* Rate decisions in Hungary, Slovakia, Poland and Serbia
* Hungary Aug 25, Slovakia Aug 26, Poland Aug 27, Serbia Aug 28
* Markets expect steady rates in all four countries
* Latest rate polls: Poland [
], Czech [ ], Hungary [ ], Slovakia [ ]By Gergely Szakacs
BUDAPEST, Aug 22 (Reuters) - Interest rates across central Europe are expected to remain on hold next week as policymakers step back to gauge the impact of strong currencies and easing commodity prices on long-term inflation and growth.
Central banks in Hungary, Slovakia, Poland and Serbia meet next week to discuss policy against the backdrop of near-record levels in their respective currencies, which help shield them from higher prices of imported goods, chiefly food and energy.
But with a slowdown in the euro zone economy also showing up in domestic data, the Czech central bank surprised markets this month when it delivered on warnings to cut interest rates due to concerns that currency gains may stifle growth.
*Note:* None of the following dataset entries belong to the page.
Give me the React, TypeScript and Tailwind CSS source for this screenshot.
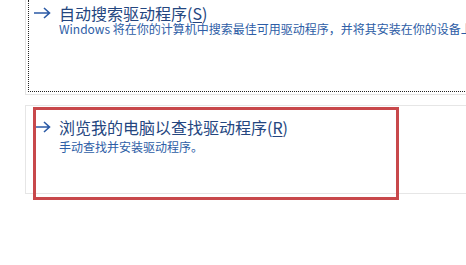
import React from 'react'

const font = { fontFamily: '"Microsoft YaHei", "Noto Sans CJK SC", "Noto Sans", sans-serif' }

function Arrow() {
  return (
    <svg width="18" height="12" viewBox="0 0 18 12" className="shrink-0">
      <path d="M1 6h15.5M11 1l5.5 5-5.5 5" fill="none" stroke="#2b5aa5" strokeWidth="1.6" />
    </svg>
  )
}

export default function App() {
  return (
    <div className="relative w-[466px] h-[265px] bg-white overflow-hidden pl-[25px]" style={font}>
      {/* first command link, focused (dotted rect) */}
      <div className="w-[470px] h-[95px] border-l border-b border-[#e3e3e3] pl-[2px] pb-[2px]">
        <div className="h-full border-l border-b border-dotted border-[#222] pl-[4px] pt-[4px]">
          <div className="flex items-start gap-[8px]">
            <div className="h-[18px] flex items-center"><Arrow /></div>
            <div className="whitespace-nowrap">
              <div className="text-[16px] leading-[18px] text-[#24467f]">
                自动搜索驱动程序(<span className="underline underline-offset-2">S</span>)
              </div>
              <div className="text-[12px] leading-[14px] text-[#2d5da6]">
                Windows 将在你的计算机中搜索最佳可用驱动程序，并将其安装在你的设备上。
              </div>
            </div>
          </div>
        </div>
      </div>

      {/* second command link */}
      <div className="mt-[10px] w-[470px] h-[89px] border-l border-t border-b border-[#e6e6e6] pl-[7px] pt-[12px]">
        <div className="flex items-start gap-[8px]">
          <div className="h-[18px] flex items-center"><Arrow /></div>
          <div className="whitespace-nowrap">
            <div className="text-[16px] leading-[18px] text-[#24467f]">
              浏览我的电脑以查找驱动程序(<span className="underline underline-offset-2">R</span>)
            </div>
            <div className="mt-[4px] text-[12px] leading-[14px] text-[#2d5da6]">手动查找并安装驱动程序。</div>
          </div>
        </div>
      </div>

      {/* red annotation */}
      <div className="absolute left-[33px] top-[107px] w-[366px] h-[93px] border-[3px] border-[#c8484b]" />
    </div>
  )
}
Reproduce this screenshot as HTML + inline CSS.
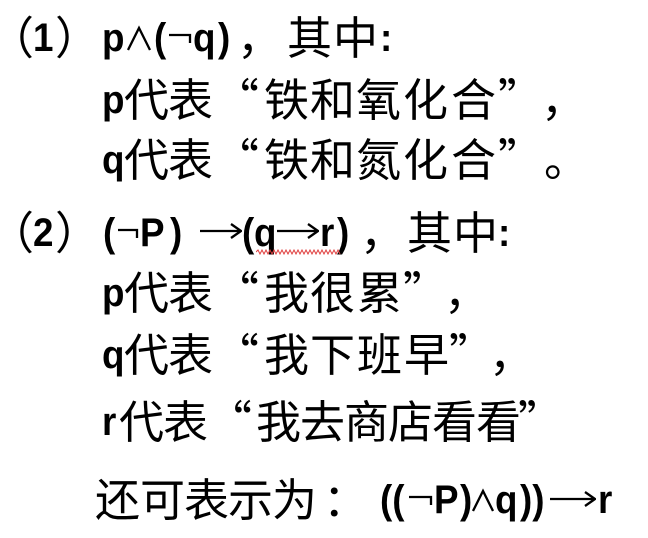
<!DOCTYPE html>
<html><head><meta charset="utf-8"><style>
body{margin:0;width:648px;height:538px;background:#fff;overflow:hidden;position:relative}
.l{position:absolute;left:0;width:648px;height:46px}
.l span,.l svg{position:absolute;white-space:nowrap}
.c{top:-3px;font-family:"Noto Sans CJK SC",sans-serif;font-size:45px;line-height:46px;color:#000}
.b{top:0px;font-family:"Liberation Sans",sans-serif;font-weight:bold;font-size:40px;line-height:46px;color:#000;transform:scaleX(.92);transform-origin:0 0}
svg{top:0;height:46px}
svg path,svg polyline{fill:none;stroke:#000;stroke-width:2.3}
</style></head><body>

<div class="l" style="top:15px">
<span class="c" style="left:-11px">（</span><span class="b" style="left:33px">1</span><span class="c" style="left:55px">）</span>
<span class="b" style="left:102px">p</span>
<svg style="left:126px" width="26" viewBox="0 0 26 46"><polyline points="2,35 13,13 24,35"/></svg>
<span class="b" style="left:154px">(</span>
<svg style="left:168px" width="24" viewBox="0 0 24 46"><path d="M1 20H22V28"/></svg>
<span class="b" style="left:193px">q</span><span class="b" style="left:218px">)</span>
<span class="c" style="left:237px">，</span><span class="c" style="left:287px">其</span><span class="c" style="left:333px">中</span><span class="b" style="left:380px">:</span>
</div>

<div class="l" style="top:77px">
<span class="b" style="left:102px">p</span><span class="c" style="left:124px">代</span><span class="c" style="left:168px">表</span><span class="c" style="left:214px">“</span>
<span class="c" style="left:264px">铁</span><span class="c" style="left:310px">和</span><span class="c" style="left:356px">氧</span><span class="c" style="left:403px">化</span><span class="c" style="left:451px">合</span><span class="c" style="left:498px">”</span><span class="c" style="left:541px">，</span>
</div>

<div class="l" style="top:137px">
<span class="b" style="left:102px">q</span><span class="c" style="left:124px">代</span><span class="c" style="left:168px">表</span><span class="c" style="left:214px">“</span>
<span class="c" style="left:264px">铁</span><span class="c" style="left:310px">和</span><span class="c" style="left:356px">氮</span><span class="c" style="left:403px">化</span><span class="c" style="left:451px">合</span><span class="c" style="left:498px">”</span><span class="c" style="left:544px">。</span>
</div>

<div class="l" style="top:210px">
<span class="c" style="left:-11px">（</span><span class="b" style="left:33px">2</span><span class="c" style="left:55px">）</span>
<span class="b" style="left:103px">(</span>
<svg style="left:117px" width="22" viewBox="0 0 22 46"><path d="M1 20H20V28"/></svg>
<span class="b" style="left:140px">P</span><span class="b" style="left:170px">)</span>
<svg style="left:200px" width="42" viewBox="0 0 42 46"><path d="M0 21H40M31 14L41 21L31 28"/></svg>
<span class="b" style="left:242px">(</span><span class="b" style="left:254px">q</span>
<svg style="left:277px" width="42" viewBox="0 0 42 46"><path d="M0 21H40M31 14L41 21L31 28"/></svg>
<span class="b" style="left:320px">r</span><span class="b" style="left:337px">)</span>
<span class="c" style="left:360px">，</span><span class="c" style="left:407px">其</span><span class="c" style="left:453px">中</span><span class="b" style="left:498px">:</span>
<svg style="left:256px;top:39px;height:6px" width="86" viewBox="0 0 86 6"><path style="stroke:#e04040;stroke-width:1" d="M0 3l2-2l2 4l2-4l2 4l2-4l2 4l2-4l2 4l2-4l2 4l2-4l2 4l2-4l2 4l2-4l2 4l2-4l2 4l2-4l2 4l2-4l2 4l2-4l2 4l2-4l2 4l2-4l2 4l2-4l2 4l2-4l2 4l2-4l2 4l2-4l2 4l2-4l2 4l2-4l2 4l2-4l2 4"/></svg>
</div>

<div class="l" style="top:270px">
<span class="b" style="left:102px">p</span><span class="c" style="left:124px">代</span><span class="c" style="left:168px">表</span><span class="c" style="left:214px">“</span>
<span class="c" style="left:264px">我</span><span class="c" style="left:310px">很</span><span class="c" style="left:357px">累</span><span class="c" style="left:403px">”</span><span class="c" style="left:444px">，</span>
</div>

<div class="l" style="top:332px">
<span class="b" style="left:102px">q</span><span class="c" style="left:124px">代</span><span class="c" style="left:168px">表</span><span class="c" style="left:214px">“</span>
<span class="c" style="left:264px">我</span><span class="c" style="left:310px">下</span><span class="c" style="left:357px">班</span><span class="c" style="left:404px">早</span><span class="c" style="left:449px">”</span><span class="c" style="left:489px">，</span>
</div>

<div class="l" style="top:399px">
<span class="b" style="left:102px">r</span><span class="c" style="left:119px">代</span><span class="c" style="left:163px">表</span><span class="c" style="left:207px">“</span>
<span class="c" style="left:256px">我</span><span class="c" style="left:300px">去</span><span class="c" style="left:344px">商</span><span class="c" style="left:388px">店</span><span class="c" style="left:432px">看</span><span class="c" style="left:476px">看</span><span class="c" style="left:518px">”</span>
</div>

<div class="l" style="top:477px">
<span class="c" style="left:95px">还</span><span class="c" style="left:140px">可</span><span class="c" style="left:184px">表</span><span class="c" style="left:228px">示</span><span class="c" style="left:272px">为</span><span class="c" style="left:323px">：</span>
<span class="b" style="left:380px">((</span>
<svg style="left:408px" width="25" viewBox="0 0 25 46"><path d="M1 20H23V28"/></svg>
<span class="b" style="left:434px">P</span><span class="b" style="left:460px">)</span>
<svg style="left:472px" width="22" viewBox="0 0 22 46"><polyline points="1,34 11,14 21,34"/></svg>
<span class="b" style="left:495px">q</span><span class="b" style="left:520px">))</span>
<svg style="left:550px" width="46" viewBox="0 0 46 46"><path d="M0 22H44M35 15L45 22L35 29"/></svg>
<span class="b" style="left:598px">r</span>
</div>

</body></html>
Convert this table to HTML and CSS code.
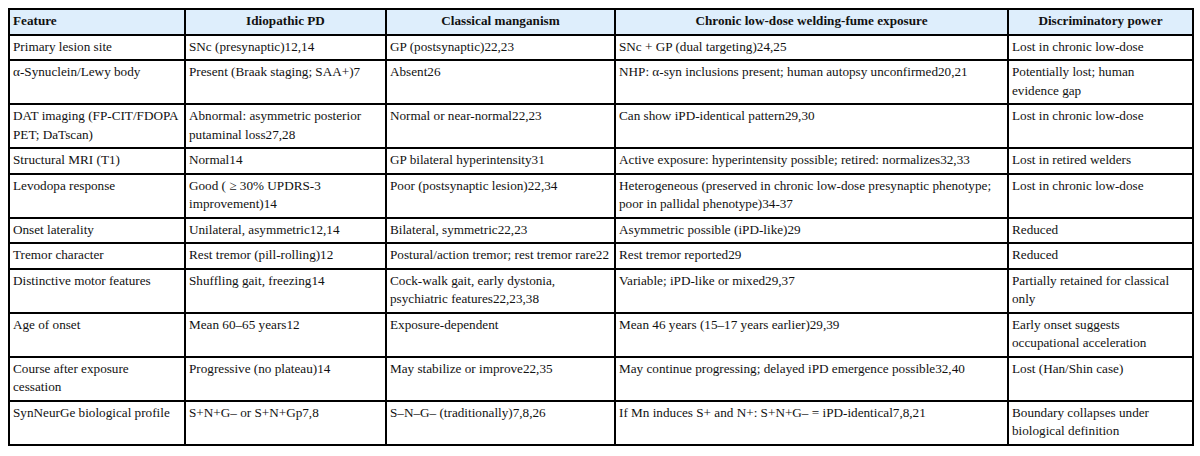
FILE: index.html
```html
<!DOCTYPE html>
<html>
<head>
<meta charset="utf-8">
<link rel="stylesheet" href="styles.css">
</head>
<body>
<table class="cmp">
<colgroup>
<col class="c1"><col class="c2"><col class="c3"><col class="c4"><col class="c5">
</colgroup>
<thead>
<tr><th class="left">Feature</th><th>Idiopathic PD</th><th>Classical manganism</th><th>Chronic low-dose welding-fume exposure</th><th>Discriminatory power</th></tr>
</thead>
<tbody>
<tr><td>Primary lesion site</td><td>SNc (presynaptic)12,14</td><td>GP (postsynaptic)22,23</td><td>SNc + GP (dual targeting)24,25</td><td>Lost in chronic low-dose</td></tr>
<tr><td>α-Synuclein/Lewy body</td><td>Present (Braak staging; SAA+)7</td><td>Absent26</td><td>NHP: α-syn inclusions present; human autopsy unconfirmed20,21</td><td>Potentially lost; human evidence gap</td></tr>
<tr><td>DAT imaging (FP-CIT/FDOPA PET; DaTscan)</td><td>Abnormal: asymmetric posterior putaminal loss27,28</td><td>Normal or near-normal22,23</td><td>Can show iPD-identical pattern29,30</td><td>Lost in chronic low-dose</td></tr>
<tr><td>Structural MRI (T1)</td><td>Normal14</td><td>GP bilateral hyperintensity31</td><td>Active exposure: hyperintensity possible; retired: normalizes32,33</td><td>Lost in retired welders</td></tr>
<tr><td>Levodopa response</td><td>Good ( ≥ 30% UPDRS-3 improvement)14</td><td>Poor (postsynaptic lesion)22,34</td><td>Heterogeneous (preserved in chronic low-dose presynaptic phenotype; poor in pallidal phenotype)34-37</td><td>Lost in chronic low-dose</td></tr>
<tr><td>Onset laterality</td><td>Unilateral, asymmetric12,14</td><td>Bilateral, symmetric22,23</td><td>Asymmetric possible (iPD-like)29</td><td>Reduced</td></tr>
<tr><td>Tremor character</td><td>Rest tremor (pill-rolling)12</td><td>Postural/action tremor; rest tremor rare22</td><td>Rest tremor reported29</td><td>Reduced</td></tr>
<tr><td>Distinctive motor features</td><td>Shuffling gait, freezing14</td><td>Cock-walk gait, early dystonia, psychiatric features22,23,38</td><td>Variable; iPD-like or mixed29,37</td><td>Partially retained for classical only</td></tr>
<tr><td>Age of onset</td><td>Mean 60–65 years12</td><td>Exposure-dependent</td><td>Mean 46 years (15–17 years earlier)29,39</td><td>Early onset suggests occupational acceleration</td></tr>
<tr><td>Course after exposure cessation</td><td>Progressive (no plateau)14</td><td>May stabilize or improve22,35</td><td>May continue progressing; delayed iPD emergence possible32,40</td><td>Lost (Han/Shin case)</td></tr>
<tr><td>SynNeurGe biological profile</td><td>S+N+G– or S+N+Gp7,8</td><td>S–N–G– (traditionally)7,8,26</td><td>If Mn induces S+ and N+: S+N+G– = iPD-identical7,8,21</td><td>Boundary collapses under biological definition</td></tr>
</tbody>
</table>
</body>
</html>
```

FILE: styles.css
```css
html, body {
  margin: 0;
  padding: 0;
  background: #ffffff;
}
body {
  padding: 8px;
  font-family: "Liberation Serif", "Times New Roman", serif;
  font-size: 13.2px;
  color: #111;
}
.cmp {
  border-collapse: collapse;
  table-layout: fixed;
  width: 1184px;
  border: 2px solid #000;
  font-family: "Liberation Serif", "Times New Roman", serif;
  font-size: 13.2px;
}
.c1 { width: 176px; }
.c2 { width: 201px; }
.c3 { width: 229px; }
.c4 { width: 393px; }
.c5 { width: 185px; }
.cmp th, .cmp td {
  font-family: "Liberation Serif", "Times New Roman", serif;
  border: 2px solid #000;
  padding: 2px 3px 3px 3px;
  line-height: 18.5px;
  vertical-align: top;
  text-align: left;
}
.cmp td:nth-child(1) { padding-right: 4px; }
.cmp td:nth-child(3) { padding-right: 2px; }
.cmp td:nth-child(5) { padding-right: 12px; }
.cmp th {
  background: #deeefc;
  font-weight: bold;
  text-align: center;
}
.cmp th.left {
  text-align: left;
}
```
Poland's zloty <EURPLN=D2>, Hungary's forint <EURHUF=D2> and the Czech crown <EURCZK=D2> all scaled record highs last month, boosted by high interest rates and a better assessment of their economic grounding than riskier emerging market assets.
In Poland, the region's biggest economy, the central bank is expected to hold fire when it meets next Wednesday, with poorer than expected data and signals from policymakers encouraging some analysts to predict interest rates have peaked.
Last month it left rates on hold at 6 percent after hikes totalling 200 basis points since April 2007.
"We read yesterday's MPC minutes as a clear shift in focus from a hawkish bias to a more neutral one," JPMorgan's Nora Szentivanyi said in a note.
"The impact of zloty strength on economic growth took centre stage in the MPC's deliberations last month, with considerable less space devoted to inflation expectations and wage dynamics," she said.
After downside surprises in industrial output and producer price growth data this week, JPMorgan now expects Polish rates to fall by 75 basis points to 5.25 percent by the end of next year, a quarter point below its previous forecast.
RATE CUTS EYED
In Hungary, all 19 economists polled by Reuters predicted the central bank would leave interest rates unchanged at 8.5 percent next Monday <HUREPO1>, the third month in a row, after hiking rates by a combined 100 basis points earlier this year.
While inflation remained high at an annual 6.7 percent in July, wage growth was running largely in line with expectations, and analysts say a rate hike in Hungary is now off the table, with bets shifting towards the timing of the first cut.
"Based on the remaining upside risks to the medium-term inflation outlook ... the MPC will keep monetary conditions tight in the coming months in an effort to control inflation expectations," Citigroup said in a note.
"We do not expect easing before early 2009, before private sector wages and core CPI components demonstrate that inflation expectations have moderated," it said.
In Slovakia, headed for euro entry next year, all nine analysts in a Reuters survey expected interest rates to remain on hold at 4.25 percent despite inflation rising to 4.4 percent last month and possibly ticking even higher in August.
Slovakia has seen rising inflation in the past year driven mainly by the global rise in food and energy costs. But analysts said sharp gains in the crown currency from the first half of the year would likely limit price growth going forward.
In Serbia, the central bank is seen holding borrowing costs steady at 15.75 percent, after it kept rates on hold last month amid hopes that a drop in oil prices and better-than-forecast grain harvest would help bring inflation down.
It last raised its two-week repo rate <RS2WTS=NBYA> by 50 basis points in May. "We believe the recent EMEA rate decisions indicate that a more fundamental change might have taken place inside central banks: namely a shift from inflation to growth as the dominant concern," UBS said in a note.